Records contained in a dataset
* * * *
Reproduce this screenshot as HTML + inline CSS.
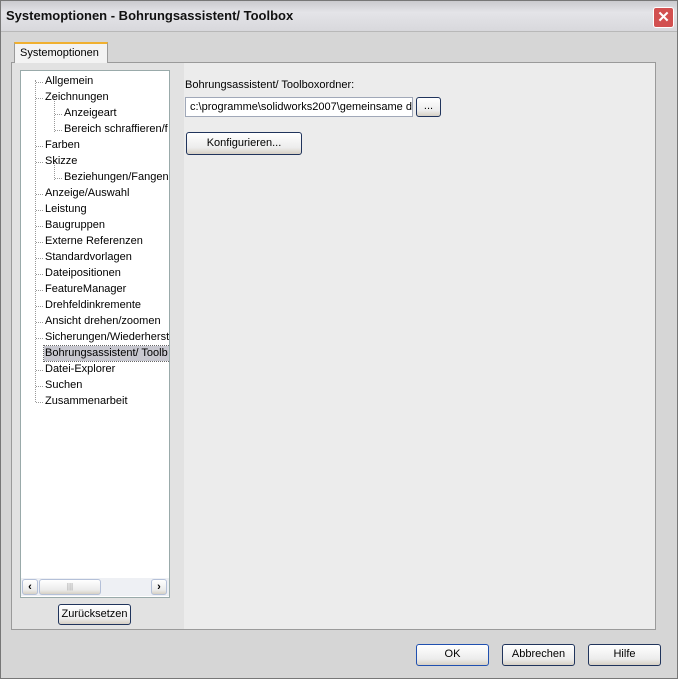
<!DOCTYPE html><html><head><style>
*{margin:0;padding:0;box-sizing:border-box}
body{width:678px;height:679px;overflow:hidden;background:#d6d6d6;font-family:"Liberation Sans",sans-serif;font-size:11px;color:#000;position:relative}
.abs{position:absolute}
.title{left:0;top:0;width:678px;height:32px;background:linear-gradient(#c8c8cc,#e4e4e8 40%,#d8d8dc);border-bottom:1px solid #b8b8b8}
.title span{position:absolute;left:6px;top:8px;font-weight:bold;font-size:13px;color:#111}
.close{left:653px;top:7px;width:21px;height:21px;background:#d25050;border:1px solid #fff;border-radius:3px;color:#fff;font-size:15px;text-align:center;line-height:19px;font-weight:bold}
.frame{left:0;top:0;width:678px;height:679px;border:1px solid #777}
.tab{left:14px;top:42px;width:94px;height:21px;background:#f3f3f3;border:1px solid #9a9a9a;border-bottom:none;border-top:2px solid #f0b030;padding:3px 0 0 5px}
.panel{left:11px;top:62px;width:645px;height:568px;background:#e2e2e2;border:1px solid #9a9a9a}
.right{left:184px;top:63px;width:471px;height:566px;background:#ececec}
.tree{left:20px;top:70px;width:150px;height:528px;background:#fff;border:1px solid #9aa;}
.it{position:absolute;white-space:nowrap;height:15px;line-height:15px}
.it.t::before{content:"";position:absolute;left:-9px;top:8px;width:7px;border-top:1px dotted #999}
.btn{position:absolute;border:1px solid #20345c;border-radius:3px;background:linear-gradient(#fff,#ececec 70%,#d6d0c4);text-align:center;line-height:19px}
.sb{left:21px;top:578px;width:148px;height:18px;background:#eef0f4}
</style></head><body>
<div class="abs title"><span>Systemoptionen - Bohrungsassistent/ Toolbox</span></div>
<div class="abs close">✕</div>
<div class="abs panel"></div>
<div class="abs right"></div>
<div class="abs tab">Systemoptionen</div>
<div class="abs tree">
<div style="position:absolute;left:14px;top:9px;height:322px;border-left:1px dotted #999"></div>
<div style="position:absolute;left:33px;top:25px;height:36px;border-left:1px dotted #999"></div>
<div style="position:absolute;left:33px;top:89px;height:20px;border-left:1px dotted #999"></div>
</div>
<div class="abs" style="left:21px;top:72px;width:148px;height:505px;overflow:hidden">
<div class="it t" style="left:24px;top:2px">Allgemein</div>
<div class="it t" style="left:24px;top:18px">Zeichnungen</div>
<div class="it t" style="left:43px;top:34px">Anzeigeart</div>
<div class="it t" style="left:43px;top:50px">Bereich schraffieren/f</div>
<div class="it t" style="left:24px;top:66px">Farben</div>
<div class="it t" style="left:24px;top:82px">Skizze</div>
<div class="it t" style="left:43px;top:98px">Beziehungen/Fangen</div>
<div class="it t" style="left:24px;top:114px">Anzeige/Auswahl</div>
<div class="it t" style="left:24px;top:130px">Leistung</div>
<div class="it t" style="left:24px;top:146px">Baugruppen</div>
<div class="it t" style="left:24px;top:162px">Externe Referenzen</div>
<div class="it t" style="left:24px;top:178px">Standardvorlagen</div>
<div class="it t" style="left:24px;top:194px">Dateipositionen</div>
<div class="it t" style="left:24px;top:210px">FeatureManager</div>
<div class="it t" style="left:24px;top:226px">Drehfeldinkremente</div>
<div class="it t" style="left:24px;top:242px">Ansicht drehen/zoomen</div>
<div class="it t" style="left:24px;top:258px">Sicherungen/Wiederherst</div>
<div class="it" style="left:23px;top:274px;background:#c8c8d0;outline:1px dotted #666;padding-left:1px;width:130px">Bohrungsassistent/ Toolb</div>
<div class="it t" style="left:24px;top:290px">Datei-Explorer</div>
<div class="it t" style="left:24px;top:306px">Suchen</div>
<div class="it t" style="left:24px;top:322px">Zusammenarbeit</div>
</div>
<div class="abs sb"></div>
<div class="btn" style="left:22px;top:579px;width:16px;height:16px;line-height:14px;border-color:#b4c0d8;font-weight:bold">‹</div>
<div class="btn" style="left:39px;top:579px;width:62px;height:16px;line-height:14px;border-color:#b4c0d8;color:#999;font-size:8px">|||</div>
<div class="btn" style="left:151px;top:579px;width:16px;height:16px;line-height:14px;border-color:#b4c0d8;font-weight:bold">›</div>
<div class="btn" style="left:58px;top:604px;width:73px;height:21px">Zurücksetzen</div>
<div class="it abs" style="left:185px;top:78px">Bohrungsassistent/ Toolboxordner:</div>
<div class="abs" style="left:185px;top:97px;width:228px;height:20px;background:#fff;border:1px solid #a0a8b8;padding:3px 0 0 4px;white-space:nowrap;overflow:hidden">c:\programme\solidworks2007\gemeinsame d</div>
<div class="btn" style="left:416px;top:97px;width:25px;height:20px;line-height:17px">...</div>
<div class="btn" style="left:186px;top:132px;width:116px;height:23px;line-height:21px">Konfigurieren...</div>
<div class="btn" style="left:416px;top:644px;width:73px;height:22px;border-color:#2050b0">OK</div>
<div class="btn" style="left:502px;top:644px;width:73px;height:22px">Abbrechen</div>
<div class="btn" style="left:588px;top:644px;width:73px;height:22px">Hilfe</div>
<div class="abs frame"></div>
</body></html>
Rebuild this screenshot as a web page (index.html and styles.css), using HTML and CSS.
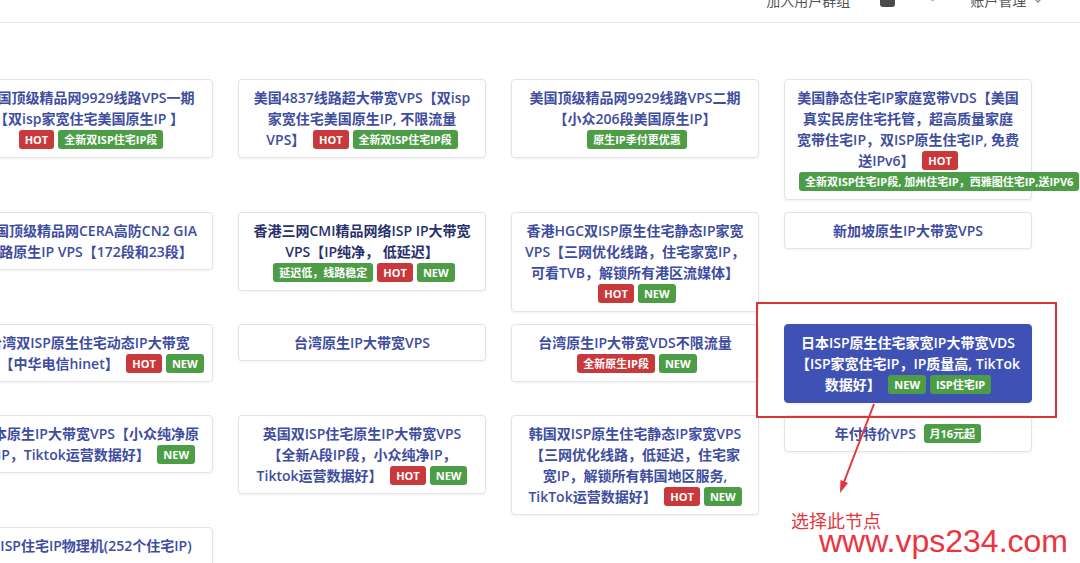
FILE: index.html
```html
<!DOCTYPE html>
<html lang="zh-CN">

<head>
  <meta charset="UTF-8">
  <meta name="viewport" content="width=device-width, initial-scale=1.0">
  <title>产品列表</title>
  <link rel="stylesheet" href="styles.css">
</head>

<body>
  <header class="topbar">
    <nav class="topbar__nav">
      <a class="topbar__link" href="#">加入用户群组</a>
      <span class="topbar__icon topbar__icon--msg"></span>
      <span class="topbar__icon topbar__icon--bell">
        <svg width="15" height="14" viewBox="0 0 15 14"><path d="M3 1 L12 1 L12 4 L3 4 Z M6 5 L9 5 L9 7 L6 7 Z" fill="#bbb"/></svg>
      </span>
      <a class="topbar__link" href="#">账户管理
        <svg class="topbar__caret" width="8" height="6" viewBox="0 0 8 6"><path d="M1 1 L4 4 L7 1" fill="none" stroke="#888" stroke-width="1.3"/></svg>
      </a>
    </nav>
  </header>

  <main class="products">
    <!-- row 1 -->
    <div class="product">美国顶级精品网9929线路VPS一期<br>【双isp家宽住宅美国原生IP 】<br><span class="tag tag--red">HOT</span><span class="tag tag--green">全新双ISP住宅IP段</span></div>
    <div class="product">美国4837线路超大带宽VPS【双isp<br>家宽住宅美国原生IP, 不限流量<br>VPS】 <span class="tag tag--red">HOT</span><span class="tag tag--green">全新双ISP住宅IP段</span></div>
    <div class="product">美国顶级精品网9929线路VPS二期<br>【小众206段美国原生IP】<br><span class="tag tag--green">原生IP季付更优惠</span></div>
    <div class="product">美国静态住宅IP家庭宽带VDS【美国<br>真实民房住宅托管，超高质量家庭<br>宽带住宅IP，双ISP原生住宅IP, 免费<br>送IPv6】 <span class="tag tag--red">HOT</span><br><span class="tag tag--green tag--wide">全新双ISP住宅IP段, 加州住宅IP，西雅图住宅IP,送IPV6</span></div>

    <!-- row 2 -->
    <div class="product">美国顶级精品网CERA高防CN2 GIA<br>线路原生IP VPS【172段和23段】</div>
    <div class="product product--dark">香港三网CMI精品网络ISP IP大带宽<br>VPS【IP纯净， 低延迟】<br><span class="tag tag--green">延迟低，线路稳定</span><span class="tag tag--red">HOT</span><span class="tag tag--green">NEW</span></div>
    <div class="product">香港HGC双ISP原生住宅静态IP家宽<br>VPS【三网优化线路，住宅家宽IP，<br>可看TVB，解锁所有港区流媒体】<br><span class="tag tag--red">HOT</span><span class="tag tag--green">NEW</span></div>
    <div class="product">新加坡原生IP大带宽VPS</div>

    <!-- row 3 -->
    <div class="product">台湾双ISP原生住宅动态IP大带宽<br>VPS【中华电信hinet】 <span class="tag tag--red">HOT</span><span class="tag tag--green">NEW</span></div>
    <div class="product">台湾原生IP大带宽VPS</div>
    <div class="product">台湾原生IP大带宽VDS不限流量<br><span class="tag tag--red">全新原生IP段</span><span class="tag tag--green">NEW</span></div>
    <div class="product product--active">日本ISP原生住宅家宽IP大带宽VDS<br>【ISP家宽住宅IP，IP质量高, TikTok<br>数据好】 <span class="tag tag--green">NEW</span><span class="tag tag--green">ISP住宅IP</span></div>

    <!-- row 4 -->
    <div class="product">日本原生IP大带宽VPS【小众纯净原<br>生IP，Tiktok运营数据好】 <span class="tag tag--green">NEW</span></div>
    <div class="product">英国双ISP住宅原生IP大带宽VPS<br>【全新A段IP段，小众纯净IP，<br>Tiktok运营数据好】 <span class="tag tag--red">HOT</span><span class="tag tag--green">NEW</span></div>
    <div class="product">韩国双ISP原生住宅静态IP家宽VPS<br>【三网优化线路，低延迟，住宅家<br>宽IP，解锁所有韩国地区服务,<br>TikTok运营数据好】 <span class="tag tag--red">HOT</span><span class="tag tag--green">NEW</span></div>
    <div class="product">年付特价VPS <span class="tag tag--green">月16元起</span></div>

    <!-- row 5 -->
    <div class="product">双ISP住宅IP物理机(252个住宅IP)<br>&nbsp;</div>
  </main>

  <!-- screenshot annotation -->
  <div class="callout-box"></div>
  <svg class="callout-arrow" width="1080" height="563" viewBox="0 0 1080 563">
    <line x1="874" y1="404" x2="844" y2="482" stroke="#e0363c" stroke-width="2"/>
    <polygon points="840,493 848,483 840.5,480" fill="#e0363c"/>
  </svg>
  <div class="callout-note">选择此节点</div>
  <div class="callout-site">www.vps234.com</div>
</body>

</html>
```

FILE: styles.css
```css
html {
  box-sizing: border-box;
}

*,
*::before,
*::after {
  box-sizing: inherit;
}

body {
  margin: 0;
  background: #fff;
  overflow: hidden;
  font-family: "Open Sans", "Noto Sans CJK SC", sans-serif;
}

a {
  text-decoration: none;
  color: inherit;
}

/* top bar, scrolled slightly out of view */

.topbar {
  height: 23px;
  border-bottom: 1px solid #e6e6e6;
  overflow: hidden;
  background: #fff;
}

.topbar__nav {
  display: flex;
  justify-content: flex-end;
  align-items: center;
  gap: 30px;
  height: 20px;
  margin-top: -10px;
  padding-right: 38px;
  font-size: 14px;
  color: #555;
}

.topbar__icon {
  display: block;
  width: 15px;
  height: 14px;
}

.topbar__icon--msg {
  background: #4a4a4a;
  border-radius: 3px;
}

.topbar__caret {
  margin-left: 4px;
  vertical-align: 2px;
}

/* product grid */

.products {
  display: grid;
  grid-template-columns: repeat(4, 248px);
  column-gap: 25px;
  row-gap: 12px;
  align-items: start;
  margin-left: -35px;
  padding-top: 56px;
}

.product {
  background: #fff;
  border: 1px solid #e3e3e3;
  border-radius: 4px;
  box-shadow: 0 1px 3px rgba(0, 0, 0, 0.06);
  padding: 7px 4px;
  text-align: center;
  font-size: 14px;
  line-height: 21px;
  font-weight: 600;
  color: #3e4d9f;
}

.product--dark {
  color: #27306c;
}

.product--active {
  background: #3f51b5;
  border-color: #3f51b5;
  color: #fff;
}

.tag {
  display: inline-block;
  vertical-align: 1px;
  margin-left: 4px;
  padding: 2px 6px;
  border-radius: 3px;
  font-size: 11px;
  line-height: 15px;
  font-weight: 700;
  color: #fff;
  white-space: nowrap;
}

.tag--wide {
  margin-left: 10px;
}

.tag--red {
  background: #c9393b;
}

.tag--green {
  background: #4d9d47;
}

/* annotation drawn over the screenshot */

.callout-box {
  position: absolute;
  left: 756px;
  top: 302px;
  width: 301px;
  height: 116px;
  border: 2px solid #d8353b;
}

.callout-arrow {
  position: absolute;
  left: 0;
  top: 0;
  pointer-events: none;
}

.callout-note {
  position: absolute;
  left: 791px;
  top: 509px;
  font-family: "Noto Sans CJK SC", sans-serif;
  font-size: 18px;
  line-height: 22px;
  color: #e4383e;
}

.callout-site {
  position: absolute;
  left: 819px;
  top: 523px;
  font-family: "Liberation Sans", Arial, sans-serif;
  font-size: 32px;
  line-height: 36px;
  color: #ec3440;
}
```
* * * *
Across the material above, count every line holding "screenshot" and write down only the number.

4